Task statement:
Determine the number of lines containing the word "React", and state that figure alone.

——————————

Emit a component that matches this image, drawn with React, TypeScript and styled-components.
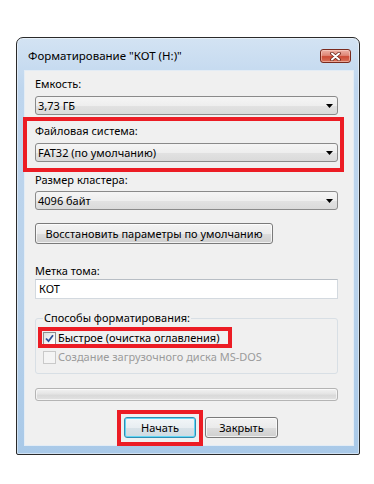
import React from "react";
import styled, { createGlobalStyle } from "styled-components";

const GlobalStyle = createGlobalStyle`
  body {
    margin: 0;
    background: #fff;
    font-family: "Noto Sans", "Open Sans", sans-serif;
    font-size: 11px;
    color: #000;
  }
  * {
    box-sizing: border-box;
  }
`;

const ComboArrow = () => (
  <svg width="7" height="4" viewBox="0 0 7 4">
    <path d="M0 0 H7 L3.5 4 Z" fill="#000" />
  </svg>
);

const CloseGlyph = () => (
  <svg width="11" height="9" viewBox="0 0 11 9">
    <path d="M2 1.5 L9 7.5 M9 1.5 L2 7.5" stroke="#6a2418" strokeWidth="3.6" strokeLinecap="round" />
    <path d="M2 1.5 L9 7.5 M9 1.5 L2 7.5" stroke="#fff" strokeWidth="2" strokeLinecap="round" />
  </svg>
);

const CheckMark = () => (
  <svg width="9" height="9" viewBox="0 0 9 9">
    <path d="M1 4.5 L3.5 7.2 L8 1.2" stroke="#2b4f9a" strokeWidth="1.8" fill="none" />
  </svg>
);

const App: React.FC = () => {
  return (
    <Page>
      <GlobalStyle />
      <Window>
        <TitleBar>
          <Title>Форматирование "КОТ (H:)"</Title>
          <CloseButton>
            <CloseGlyph />
          </CloseButton>
        </TitleBar>
        <Client>
          <Field>
            <Label>Емкость:</Label>
            <Combo $gap={4}>
              <span>3,73 ГБ</span>
              <ComboArrow />
            </Combo>
          </Field>

          <Highlight $inset="-6px -6px -10px -12px" $top={8}>
            <Field>
              <Label>Файловая система:</Label>
              <Combo $gap={4}>
                <span>FAT32 (по умолчанию)</span>
                <ComboArrow />
              </Combo>
            </Field>
          </Highlight>

          <Field $top={10}>
            <Label>Размер кластера:</Label>
            <Combo $gap={3}>
              <span>4096 байт</span>
              <ComboArrow />
            </Combo>
          </Field>

          <RestoreButton>Восстановить параметры по умолчанию</RestoreButton>

          <Field $top={19}>
            <Label>Метка тома:</Label>
            <TextInput>КОТ</TextInput>
          </Field>

          <Group>
            <Legend>Способы форматирования:</Legend>
            <Highlight $inset="-3px -12px -2px -5px" $fit>
              <CheckRow>
                <CheckBox $checked>
                  <CheckMark />
                </CheckBox>
                <span>Быстрое (очистка оглавления)</span>
              </CheckRow>
            </Highlight>
            <CheckRow $disabled $top={3}>
              <CheckBox $disabled />
              <span>Создание загрузочного диска MS-DOS</span>
            </CheckRow>
          </Group>

          <Progress />

          <ButtonRow>
            <Highlight $inset="-7px -7px -8px -7px" $fit>
              <DialogButton $default>Начать</DialogButton>
            </Highlight>
            <DialogButton>Закрыть</DialogButton>
          </ButtonRow>
        </Client>
      </Window>
    </Page>
  );
};

const Page = styled.div`
  padding: 37px 0 0 16px;
`;

const Window = styled.div`
  width: 344px;
  border: 1px solid #2a2a2a;
  border-radius: 7px 7px 2px 2px;
  padding: 0 5px 8px 7px;
  background: linear-gradient(to bottom, #d3e3f3 0%, #bfd6ee 12%, #b9d2eb 60%, #a9c9e8 100%);
  box-shadow: inset 0 0 0 1px rgba(255, 255, 255, 0.45);
`;

const TitleBar = styled.div`
  height: 32px;
  padding: 4px 3px 0 4px;
  display: flex;
  align-items: center;
  justify-content: space-between;
`;

const Title = styled.div`
  font-size: 11.5px;
  line-height: 16px;
  color: #000;
`;

const CloseButton = styled.div`
  width: 31px;
  height: 14px;
  border: 1px solid #7a2a1e;
  border-radius: 3px;
  display: flex;
  align-items: center;
  justify-content: center;
  background: linear-gradient(to bottom, #eeb2a6 0%, #df8777 45%, #cc4b35 55%, #d8735c 100%);
  box-shadow: inset 0 0 0 1px rgba(255, 220, 210, 0.5);
`;

const Client = styled.div`
  background: #f0f0f0;
  border: 1px solid #e3ecf5;
  padding: 5px 15px 7px 10px;
  display: flex;
  flex-direction: column;
`;

const Field = styled.div<{ $top?: number }>`
  display: flex;
  flex-direction: column;
  margin-top: ${p => p.$top || 0}px;
`;

const Label = styled.div`
  line-height: 16px;
`;

const Highlight = styled.div<{ $inset: string; $top?: number; $fit?: boolean }>`
  position: relative;
  margin-top: ${p => p.$top || 0}px;
  width: ${p => (p.$fit ? "fit-content" : "auto")};
  &::after {
    content: "";
    position: absolute;
    inset: ${p => p.$inset};
    border: 4px solid #ec1c24;
    pointer-events: none;
    z-index: 1;
  }
`;

const Combo = styled.div<{ $gap: number }>`
  margin-top: ${p => p.$gap}px;
  height: 19px;
  border: 1px solid #8a8a8a;
  border-radius: 3px;
  padding: 0 4px 0 2px;
  display: flex;
  align-items: center;
  justify-content: space-between;
  line-height: 16px;
  background: linear-gradient(to bottom, #f5f5f5 0%, #eeeeee 50%, #e2e2e2 51%, #dadada 100%);
`;

const RestoreButton = styled.div`
  margin-top: 13px;
  width: 238px;
  height: 21px;
  border: 1px solid #7a7a7a;
  border-radius: 3px;
  display: flex;
  align-items: center;
  justify-content: center;
  white-space: nowrap;
  background: linear-gradient(to bottom, #f3f3f3 0%, #ebebeb 50%, #dddddd 51%, #cfcfcf 100%);
  box-shadow: inset 0 0 0 1px rgba(255, 255, 255, 0.7);
`;

const TextInput = styled.div`
  height: 20px;
  background: #fff;
  border: 1px solid #d3d9df;
  border-top-color: #b8bec5;
  padding: 0 3px;
  display: flex;
  align-items: center;
  line-height: 16px;
`;

const Group = styled.fieldset`
  margin: 11px 0 0;
  min-width: 0;
  border: 1px solid #d8dfe5;
  border-radius: 3px;
  padding: 4px 7px 8px 7px;
`;

const Legend = styled.legend`
  padding: 0 1px;
  line-height: 16px;
`;

const CheckRow = styled.div<{ $disabled?: boolean; $top?: number }>`
  display: flex;
  align-items: center;
  gap: 2px;
  line-height: 16px;
  white-space: nowrap;
  margin-top: ${p => p.$top || 0}px;
  color: ${p => (p.$disabled ? "#9b9b9b" : "#000")};
`;

const CheckBox = styled.div<{ $checked?: boolean; $disabled?: boolean }>`
  width: 13px;
  height: 13px;
  border: 1px solid ${p => (p.$disabled ? "#c9c9c9" : "#8e8f8f")};
  background: ${p =>
    p.$disabled ? "#f4f4f4" : "linear-gradient(135deg, #dcdcdc 0%, #f6f6f6 60%, #ffffff 100%)"};
  display: flex;
  align-items: center;
  justify-content: center;
`;

const Progress = styled.div`
  margin-top: 14px;
  height: 13px;
  border: 1px solid #b4b4b4;
  border-radius: 3px;
  background: linear-gradient(to bottom, #f2f2f2 0%, #e6e6e6 40%, #d9d9d9 60%, #e3e3e3 100%);
  box-shadow: inset 0 0 0 1px rgba(255, 255, 255, 0.6);
`;

const ButtonRow = styled.div`
  margin-top: 16px;
  padding-left: 89px;
  display: flex;
  gap: 9px;
`;

const DialogButton = styled.div<{ $default?: boolean }>`
  width: ${p => (p.$default ? 72 : 73)}px;
  height: 21px;
  border: 1px solid ${p => (p.$default ? "#2f8db3" : "#7a7a7a")};
  border-radius: 3px;
  display: flex;
  align-items: center;
  justify-content: center;
  background: ${p =>
    p.$default
      ? "linear-gradient(to bottom, #f2f6f8 0%, #e8eef2 50%, #d8e2e8 51%, #cfdbe2 100%)"
      : "linear-gradient(to bottom, #f3f3f3 0%, #ebebeb 50%, #dddddd 51%, #cfcfcf 100%)"};
  box-shadow: ${p =>
    p.$default ? "inset 0 0 0 1px #62d6f4" : "inset 0 0 0 1px rgba(255, 255, 255, 0.7)"};
`;

export default App;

——————————

Result below:
3